Cette dynamique a inspiré, peu de temps après, la création de l’ESS France Outre-mer, avec pour mission notamment l’appui à la gestion des CRESS dans leur création ou leur consolidation, ainsi que leur renforcement dans leurs missions régaliennes et leur inscription régionale.
Un agenda ambitieux
Pour Djémilah Hassani, la feuille de route des prochaines années est claire et ambitieuse : multiplier la création d’entreprises sociales, développer des projets innovants et renforcer l’impact humain et environnemental. « L’un de nos principaux objectifs est qu’il y ait un maximum de créations d’entreprises sociales.

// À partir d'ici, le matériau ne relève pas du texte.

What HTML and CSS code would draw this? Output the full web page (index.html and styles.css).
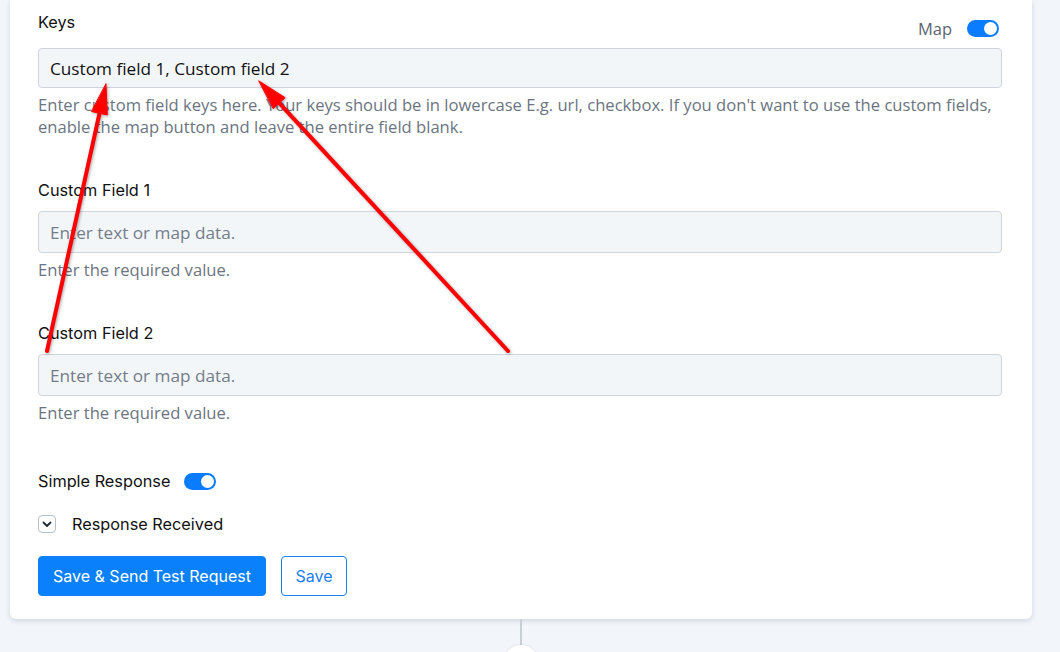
FILE: index.html
```html
<!DOCTYPE html>
<html lang="en">
<head>
<meta charset="utf-8">
<title>Custom fields</title>
<link rel="stylesheet" href="styles.css">
</head>
<body>
<div class="flow">
  <section class="card">
    <div class="field">
      <div class="field-head">
        <label class="label">Keys</label>
        <div class="map-switch">
          <span class="map-text">Map</span>
          <span class="toggle"><span class="knob"></span></span>
        </div>
      </div>
      <div class="input input-keys">Custom field 1, Custom field 2</div>
      <p class="help">Enter custom field keys here. Your keys should be in lowercase E.g. url, checkbox. If you don't want to use the custom fields, enable the map button and leave the entire field blank.</p>
    </div>

    <div class="field field-gap">
      <label class="label">Custom Field 1</label>
      <div class="input placeholder">Enter text or map data.</div>
      <p class="help">Enter the required value.</p>
    </div>

    <div class="field field-gap">
      <label class="label">Custom Field 2</label>
      <div class="input placeholder">Enter text or map data.</div>
      <p class="help">Enter the required value.</p>
    </div>

    <div class="simple-row">
      <span class="label">Simple Response</span>
      <span class="toggle"><span class="knob"></span></span>
    </div>

    <div class="received-row">
      <span class="chev-box">
        <svg width="10" height="7" viewBox="0 0 10 7"><path d="M1.5 1.5 L5 5 L8.5 1.5" fill="none" stroke="#1f2937" stroke-width="1.8" stroke-linecap="round" stroke-linejoin="round"/></svg>
      </span>
      <span class="label">Response Received</span>
    </div>

    <div class="actions">
      <button class="btn btn-primary">Save &amp; Send Test Request</button>
      <button class="btn btn-outline">Save</button>
    </div>
  </section>
  <div class="connector"></div>
  <div class="node"></div>
</div>

<svg class="annotations" width="1060" height="652" viewBox="0 0 1060 652">
  <g fill="#ff0000" stroke="#ff0000" stroke-linecap="round">
    <line x1="47" y1="351" x2="99.5" y2="113.3" stroke-width="4"/>
    <polygon points="106,84 107.3,115 91.7,111.6" stroke-width="1"/>
    <line x1="508" y1="351" x2="279.3" y2="103.1" stroke-width="4"/>
    <polygon points="259,81 285.2,97.7 273.4,108.5" stroke-width="1"/>
  </g>
</svg>
</body>
</html>
```

FILE: styles.css
```css
* { box-sizing: border-box; }

html, body {
  margin: 0;
  height: 100%;
  background: #f2f5f9;
  overflow: hidden;
}

body {
  position: relative;
  font-family: "Inter", "Lato", sans-serif;
  color: #141414;
}

.flow {
  width: 1022px;
  margin-left: 10px;
  display: flex;
  flex-direction: column;
  align-items: center;
}

.card {
  width: 100%;
  background: #ffffff;
  border-radius: 0 0 6px 6px;
  box-shadow: 0 2px 5px rgba(40, 60, 110, 0.16);
  padding: 11px 30px 23px 28px;
  display: flex;
  flex-direction: column;
}

.label {
  display: block;
  font-size: 16.3px;
  line-height: 22px;
  color: #111111;
}

.field-head {
  display: flex;
  justify-content: space-between;
  align-items: flex-start;
  height: 22px;
  margin-bottom: 15px;
}

.map-switch {
  display: flex;
  align-items: center;
  gap: 15px;
  padding-top: 6px;
  padding-right: 3px;
}

.map-text {
  font-family: "Open Sans", "Noto Sans", sans-serif;
  font-size: 16.5px;
  color: #5b6573;
}

.toggle {
  width: 32px;
  height: 17px;
  border-radius: 9px;
  background: #0a7cff;
  display: inline-flex;
  align-items: center;
  justify-content: flex-end;
  padding-right: 2px;
}

.knob {
  width: 13px;
  height: 13px;
  border-radius: 50%;
  background: #ffffff;
}

.input {
  height: 42px;
  border: 1px solid #cfd4db;
  border-radius: 4px;
  background: #f3f6f9;
  padding: 0 11px;
  display: flex;
  align-items: center;
  font-family: "Open Sans", "Noto Sans", sans-serif;
  font-size: 17.2px;
  color: #111111;
}

.input-keys { height: 40px; }

.placeholder { color: #737d8a; }

.field-gap .label { margin-bottom: 10px; }

.help {
  margin: 6px 0 0;
  font-family: "Open Sans", "Noto Sans", sans-serif;
  font-size: 16.6px;
  line-height: 22px;
  color: #6b7581;
}

.field-gap { margin-top: 41px; }

.simple-row {
  margin-top: 46px;
  display: flex;
  align-items: center;
  gap: 14px;
  height: 22px;
}

.received-row {
  margin-top: 21px;
  display: flex;
  align-items: center;
  gap: 16px;
  height: 22px;
}

.chev-box {
  width: 18px;
  height: 18px;
  border: 1px solid #b9bfc7;
  border-radius: 4px;
  display: inline-flex;
  align-items: center;
  justify-content: center;
}

.actions {
  margin-top: 21px;
  display: flex;
  gap: 15px;
}

.btn {
  height: 40px;
  border-radius: 4px;
  font-family: "Inter", "Lato", sans-serif;
  font-size: 16px;
  padding: 0 12px;
  cursor: pointer;
}

.btn-primary {
  width: 228px;
  background: #0b80fb;
  border: 1px solid #0b80fb;
  color: #ffffff;
}

.btn-outline {
  width: 66px;
  background: #ffffff;
  border: 1px solid #1a7ff0;
  color: #1a7ff0;
}

.connector {
  width: 2px;
  height: 26px;
  background: #c9ced6;
}

.node {
  width: 34px;
  height: 34px;
  border-radius: 50%;
  background: #ffffff;
  box-shadow: 0 0 3px rgba(40, 60, 110, 0.12);
}

.annotations {
  position: absolute;
  top: 0;
  left: 0;
  pointer-events: none;
  filter: drop-shadow(1px 1px 1.5px rgba(0, 0, 0, 0.35));
}
```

Nous voulons aller au-delà de l’image de la petite association de quartier pour inclure des coopératives agricoles, des crèches et même des banques ».
Des initiatives comme le dispositif Cap ESSor, qui préfinance les fonds européens pour compenser le manque de trésorerie des entreprises ESS, illustrent cette volonté de soutenir des projets d’envergure. ESS France Outre-mer met également l’accent sur la mesure de l’impact social et écologique. « Nous commençons à intégrer des instruments pour évaluer des éléments essentiels, comme le bien-être des habitants, l’emploi, ou encore l’impact environnemental des entreprises ESS. Cela permettrait d’affiner nos stratégies et d’assurer un développement durable et inclusif », souligne Djémilah Hassani. Enfin, l’un des projets phares sera la création de chaires dédiées à l’Économie Sociale et Solidaire par bassin, en partenariat avec des universités. « Ces chaires permettraient de produire de la connaissance sur l’ESS, en rassemblant les chercheurs autour de thématiques sociologiques, démographiques et économiques propres aux Outre-mer ».
Avec près de 5 029 entreprises ESS réparties dans les Outre-mer, représentant un demi-milliard d’euros de masse salariale brute annuelle et plus de 50 000 emplois recensés, les ambitions sont à la hauteur des enjeux pour consolider et étendre ce modèle économique qui place la solidarité, le mieux-vivre, ainsi que la protection et la préservation des ressources naturelles au cœur de ses préoccupations.